Please transcribe the listing below in full and word for word, without its pictures.

----

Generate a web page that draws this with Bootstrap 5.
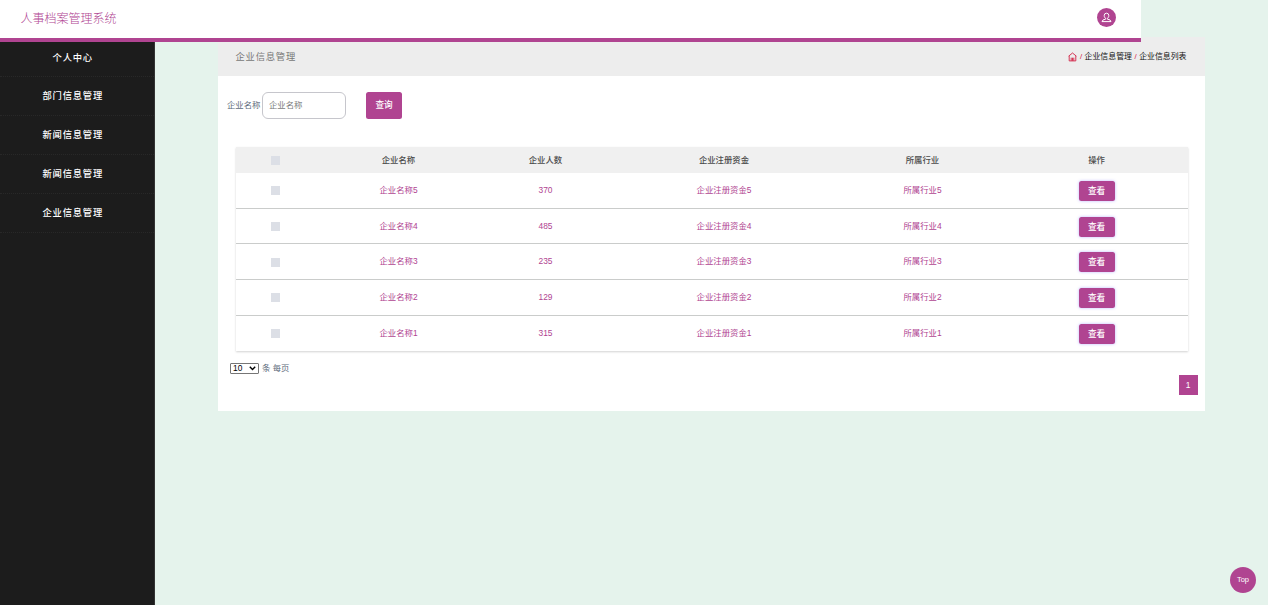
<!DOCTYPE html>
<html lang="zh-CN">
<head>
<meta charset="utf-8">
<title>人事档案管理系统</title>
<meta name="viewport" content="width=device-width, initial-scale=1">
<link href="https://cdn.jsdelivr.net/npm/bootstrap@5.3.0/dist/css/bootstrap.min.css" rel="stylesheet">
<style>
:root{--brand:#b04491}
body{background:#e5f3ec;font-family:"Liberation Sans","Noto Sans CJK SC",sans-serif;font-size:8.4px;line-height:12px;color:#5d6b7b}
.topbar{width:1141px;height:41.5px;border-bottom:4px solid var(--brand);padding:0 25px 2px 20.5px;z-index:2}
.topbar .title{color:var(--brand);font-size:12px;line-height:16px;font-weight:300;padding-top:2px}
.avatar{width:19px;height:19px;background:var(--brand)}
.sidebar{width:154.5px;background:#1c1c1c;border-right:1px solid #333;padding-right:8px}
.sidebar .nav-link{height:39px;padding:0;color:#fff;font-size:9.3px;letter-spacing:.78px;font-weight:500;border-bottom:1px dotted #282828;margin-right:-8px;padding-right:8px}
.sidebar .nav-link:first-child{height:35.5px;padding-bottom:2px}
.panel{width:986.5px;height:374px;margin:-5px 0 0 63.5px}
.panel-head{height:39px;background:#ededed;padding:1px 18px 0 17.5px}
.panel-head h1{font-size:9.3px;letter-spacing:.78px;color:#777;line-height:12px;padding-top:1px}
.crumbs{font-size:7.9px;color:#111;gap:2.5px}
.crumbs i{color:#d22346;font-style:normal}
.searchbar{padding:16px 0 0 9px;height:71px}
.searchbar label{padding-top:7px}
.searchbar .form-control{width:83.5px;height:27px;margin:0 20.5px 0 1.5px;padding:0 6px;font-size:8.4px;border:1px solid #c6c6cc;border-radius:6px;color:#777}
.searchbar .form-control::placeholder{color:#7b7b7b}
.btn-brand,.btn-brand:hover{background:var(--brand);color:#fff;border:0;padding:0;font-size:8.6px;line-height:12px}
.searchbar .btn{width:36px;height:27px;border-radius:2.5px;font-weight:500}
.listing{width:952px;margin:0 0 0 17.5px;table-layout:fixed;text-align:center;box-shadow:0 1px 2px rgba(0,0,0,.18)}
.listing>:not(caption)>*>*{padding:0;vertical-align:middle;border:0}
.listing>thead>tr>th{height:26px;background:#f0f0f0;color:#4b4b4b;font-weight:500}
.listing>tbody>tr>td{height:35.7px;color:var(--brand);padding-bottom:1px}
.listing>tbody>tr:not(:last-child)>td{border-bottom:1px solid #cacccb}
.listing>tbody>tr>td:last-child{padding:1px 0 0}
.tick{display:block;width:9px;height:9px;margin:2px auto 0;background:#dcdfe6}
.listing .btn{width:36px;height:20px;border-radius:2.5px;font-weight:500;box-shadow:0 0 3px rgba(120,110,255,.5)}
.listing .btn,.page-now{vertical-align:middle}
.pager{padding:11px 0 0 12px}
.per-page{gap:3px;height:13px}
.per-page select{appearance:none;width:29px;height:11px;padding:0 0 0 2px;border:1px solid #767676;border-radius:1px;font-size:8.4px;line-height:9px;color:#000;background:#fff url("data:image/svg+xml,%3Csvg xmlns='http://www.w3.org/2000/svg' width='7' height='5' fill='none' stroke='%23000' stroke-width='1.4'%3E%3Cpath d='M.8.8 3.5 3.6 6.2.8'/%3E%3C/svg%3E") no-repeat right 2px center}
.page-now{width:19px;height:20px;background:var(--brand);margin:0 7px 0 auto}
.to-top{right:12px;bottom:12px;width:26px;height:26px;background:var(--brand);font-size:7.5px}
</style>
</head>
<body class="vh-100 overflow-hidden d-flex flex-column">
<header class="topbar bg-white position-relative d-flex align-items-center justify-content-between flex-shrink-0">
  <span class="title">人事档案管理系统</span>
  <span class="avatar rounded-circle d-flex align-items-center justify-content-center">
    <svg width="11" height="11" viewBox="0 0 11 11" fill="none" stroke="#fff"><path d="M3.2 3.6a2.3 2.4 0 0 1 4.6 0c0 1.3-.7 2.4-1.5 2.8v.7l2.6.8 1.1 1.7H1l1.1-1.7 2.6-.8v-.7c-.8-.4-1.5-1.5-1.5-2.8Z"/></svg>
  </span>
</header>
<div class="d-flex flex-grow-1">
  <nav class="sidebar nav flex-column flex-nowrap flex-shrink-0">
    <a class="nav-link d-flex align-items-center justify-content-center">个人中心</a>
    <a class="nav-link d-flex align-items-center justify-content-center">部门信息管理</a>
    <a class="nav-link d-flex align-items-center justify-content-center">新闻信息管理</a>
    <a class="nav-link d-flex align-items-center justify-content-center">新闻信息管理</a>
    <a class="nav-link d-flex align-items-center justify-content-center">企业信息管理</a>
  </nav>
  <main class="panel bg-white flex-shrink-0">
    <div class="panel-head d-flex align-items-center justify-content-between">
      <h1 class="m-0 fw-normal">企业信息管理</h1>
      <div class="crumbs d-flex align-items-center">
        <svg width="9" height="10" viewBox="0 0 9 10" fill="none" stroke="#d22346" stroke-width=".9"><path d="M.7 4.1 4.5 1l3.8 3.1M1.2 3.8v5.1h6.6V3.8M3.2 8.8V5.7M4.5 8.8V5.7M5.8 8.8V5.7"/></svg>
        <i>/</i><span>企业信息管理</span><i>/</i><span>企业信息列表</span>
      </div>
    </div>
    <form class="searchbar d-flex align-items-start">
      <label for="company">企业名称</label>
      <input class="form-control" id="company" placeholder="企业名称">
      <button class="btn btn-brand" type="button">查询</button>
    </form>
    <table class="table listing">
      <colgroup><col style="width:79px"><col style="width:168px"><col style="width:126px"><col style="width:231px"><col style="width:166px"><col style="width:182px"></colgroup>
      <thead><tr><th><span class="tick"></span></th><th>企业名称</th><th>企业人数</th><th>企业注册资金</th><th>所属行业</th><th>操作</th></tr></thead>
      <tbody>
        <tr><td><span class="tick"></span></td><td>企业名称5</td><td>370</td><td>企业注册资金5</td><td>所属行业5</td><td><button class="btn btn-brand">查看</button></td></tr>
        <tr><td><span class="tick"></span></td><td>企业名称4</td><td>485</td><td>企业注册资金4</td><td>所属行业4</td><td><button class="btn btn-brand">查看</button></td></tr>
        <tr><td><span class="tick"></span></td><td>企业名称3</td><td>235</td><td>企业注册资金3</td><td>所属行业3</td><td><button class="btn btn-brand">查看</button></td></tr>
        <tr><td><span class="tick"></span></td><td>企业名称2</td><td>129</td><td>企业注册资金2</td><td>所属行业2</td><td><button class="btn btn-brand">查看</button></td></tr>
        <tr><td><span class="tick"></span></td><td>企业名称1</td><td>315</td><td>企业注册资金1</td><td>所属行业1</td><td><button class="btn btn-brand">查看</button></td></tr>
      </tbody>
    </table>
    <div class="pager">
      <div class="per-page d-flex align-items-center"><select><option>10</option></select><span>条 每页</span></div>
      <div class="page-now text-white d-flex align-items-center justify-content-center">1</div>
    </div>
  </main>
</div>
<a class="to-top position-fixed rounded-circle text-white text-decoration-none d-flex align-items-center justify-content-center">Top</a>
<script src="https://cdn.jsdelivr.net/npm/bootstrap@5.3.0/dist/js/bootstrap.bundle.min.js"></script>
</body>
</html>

----

▶ [Written solution]
Generate a web page that draws this with Bootstrap 5.
<!DOCTYPE html>
<html lang="zh-CN">
<head>
<meta charset="utf-8">
<title>人事档案管理系统</title>
<meta name="viewport" content="width=device-width, initial-scale=1">
<link href="https://cdn.jsdelivr.net/npm/bootstrap@5.3.0/dist/css/bootstrap.min.css" rel="stylesheet">
<style>
:root{--brand:#b04491}
body{background:#e5f3ec;font-family:"Liberation Sans","Noto Sans CJK SC",sans-serif;font-size:8.4px;line-height:12px;color:#5d6b7b}
.topbar{width:1141px;height:41.5px;border-bottom:4px solid var(--brand);padding:0 25px 2px 20.5px;z-index:2}
.topbar .title{color:var(--brand);font-size:12px;line-height:16px;font-weight:300;padding-top:2px}
.avatar{width:19px;height:19px;background:var(--brand)}
.sidebar{width:154.5px;background:#1c1c1c;border-right:1px solid #333;padding-right:8px}
.sidebar .nav-link{height:39px;padding:0;color:#fff;font-size:9.3px;letter-spacing:.78px;font-weight:500;border-bottom:1px dotted #282828;margin-right:-8px;padding-right:8px}
.sidebar .nav-link:first-child{height:35.5px;padding-bottom:2px}
.panel{width:986.5px;height:374px;margin:-5px 0 0 63.5px}
.panel-head{height:39px;background:#ededed;padding:1px 18px 0 17.5px}
.panel-head h1{font-size:9.3px;letter-spacing:.78px;color:#777;line-height:12px;padding-top:1px}
.crumbs{font-size:7.9px;color:#111;gap:2.5px}
.crumbs i{color:#d22346;font-style:normal}
.searchbar{padding:16px 0 0 9px;height:71px}
.searchbar label{padding-top:7px}
.searchbar .form-control{width:83.5px;height:27px;margin:0 20.5px 0 1.5px;padding:0 6px;font-size:8.4px;border:1px solid #c6c6cc;border-radius:6px;color:#777}
.searchbar .form-control::placeholder{color:#7b7b7b}
.btn-brand,.btn-brand:hover{background:var(--brand);color:#fff;border:0;padding:0;font-size:8.6px;line-height:12px}
.searchbar .btn{width:36px;height:27px;border-radius:2.5px;font-weight:500}
.listing{width:952px;margin:0 0 0 17.5px;table-layout:fixed;text-align:center;box-shadow:0 1px 2px rgba(0,0,0,.18)}
.listing>:not(caption)>*>*{padding:0;vertical-align:middle;border:0}
.listing>thead>tr>th{height:26px;background:#f0f0f0;color:#4b4b4b;font-weight:500}
.listing>tbody>tr>td{height:35.7px;color:var(--brand);padding-bottom:1px}
.listing>tbody>tr:not(:last-child)>td{border-bottom:1px solid #cacccb}
.listing>tbody>tr>td:last-child{padding:1px 0 0}
.tick{display:block;width:9px;height:9px;margin:2px auto 0;background:#dcdfe6}
.listing .btn{width:36px;height:20px;border-radius:2.5px;font-weight:500;box-shadow:0 0 3px rgba(120,110,255,.5)}
.listing .btn,.page-now{vertical-align:middle}
.pager{padding:11px 0 0 12px}
.per-page{gap:3px;height:13px}
.per-page select{appearance:none;width:29px;height:11px;padding:0 0 0 2px;border:1px solid #767676;border-radius:1px;font-size:8.4px;line-height:9px;color:#000;background:#fff url("data:image/svg+xml,%3Csvg xmlns='http://www.w3.org/2000/svg' width='7' height='5' fill='none' stroke='%23000' stroke-width='1.4'%3E%3Cpath d='M.8.8 3.5 3.6 6.2.8'/%3E%3C/svg%3E") no-repeat right 2px center}
.page-now{width:19px;height:20px;background:var(--brand);margin:0 7px 0 auto}
.to-top{right:12px;bottom:12px;width:26px;height:26px;background:var(--brand);font-size:7.5px}
</style>
</head>
<body class="vh-100 overflow-hidden d-flex flex-column">
<header class="topbar bg-white position-relative d-flex align-items-center justify-content-between flex-shrink-0">
  <span class="title">人事档案管理系统</span>
  <span class="avatar rounded-circle d-flex align-items-center justify-content-center">
    <svg width="11" height="11" viewBox="0 0 11 11" fill="none" stroke="#fff"><path d="M3.2 3.6a2.3 2.4 0 0 1 4.6 0c0 1.3-.7 2.4-1.5 2.8v.7l2.6.8 1.1 1.7H1l1.1-1.7 2.6-.8v-.7c-.8-.4-1.5-1.5-1.5-2.8Z"/></svg>
  </span>
</header>
<div class="d-flex flex-grow-1">
  <nav class="sidebar nav flex-column flex-nowrap flex-shrink-0">
    <a class="nav-link d-flex align-items-center justify-content-center">个人中心</a>
    <a class="nav-link d-flex align-items-center justify-content-center">部门信息管理</a>
    <a class="nav-link d-flex align-items-center justify-content-center">新闻信息管理</a>
    <a class="nav-link d-flex align-items-center justify-content-center">新闻信息管理</a>
    <a class="nav-link d-flex align-items-center justify-content-center">企业信息管理</a>
  </nav>
  <main class="panel bg-white flex-shrink-0">
    <div class="panel-head d-flex align-items-center justify-content-between">
      <h1 class="m-0 fw-normal">企业信息管理</h1>
      <div class="crumbs d-flex align-items-center">
        <svg width="9" height="10" viewBox="0 0 9 10" fill="none" stroke="#d22346" stroke-width=".9"><path d="M.7 4.1 4.5 1l3.8 3.1M1.2 3.8v5.1h6.6V3.8M3.2 8.8V5.7M4.5 8.8V5.7M5.8 8.8V5.7"/></svg>
        <i>/</i><span>企业信息管理</span><i>/</i><span>企业信息列表</span>
      </div>
    </div>
    <form class="searchbar d-flex align-items-start">
      <label for="company">企业名称</label>
      <input class="form-control" id="company" placeholder="企业名称">
      <button class="btn btn-brand" type="button">查询</button>
    </form>
    <table class="table listing">
      <colgroup><col style="width:79px"><col style="width:168px"><col style="width:126px"><col style="width:231px"><col style="width:166px"><col style="width:182px"></colgroup>
      <thead><tr><th><span class="tick"></span></th><th>企业名称</th><th>企业人数</th><th>企业注册资金</th><th>所属行业</th><th>操作</th></tr></thead>
      <tbody>
        <tr><td><span class="tick"></span></td><td>企业名称5</td><td>370</td><td>企业注册资金5</td><td>所属行业5</td><td><button class="btn btn-brand">查看</button></td></tr>
        <tr><td><span class="tick"></span></td><td>企业名称4</td><td>485</td><td>企业注册资金4</td><td>所属行业4</td><td><button class="btn btn-brand">查看</button></td></tr>
        <tr><td><span class="tick"></span></td><td>企业名称3</td><td>235</td><td>企业注册资金3</td><td>所属行业3</td><td><button class="btn btn-brand">查看</button></td></tr>
        <tr><td><span class="tick"></span></td><td>企业名称2</td><td>129</td><td>企业注册资金2</td><td>所属行业2</td><td><button class="btn btn-brand">查看</button></td></tr>
        <tr><td><span class="tick"></span></td><td>企业名称1</td><td>315</td><td>企业注册资金1</td><td>所属行业1</td><td><button class="btn btn-brand">查看</button></td></tr>
      </tbody>
    </table>
    <div class="pager">
      <div class="per-page d-flex align-items-center"><select><option>10</option></select><span>条 每页</span></div>
      <div class="page-now text-white d-flex align-items-center justify-content-center">1</div>
    </div>
  </main>
</div>
<a class="to-top position-fixed rounded-circle text-white text-decoration-none d-flex align-items-center justify-content-center">Top</a>
<script src="https://cdn.jsdelivr.net/npm/bootstrap@5.3.0/dist/js/bootstrap.bundle.min.js"></script>
</body>
</html>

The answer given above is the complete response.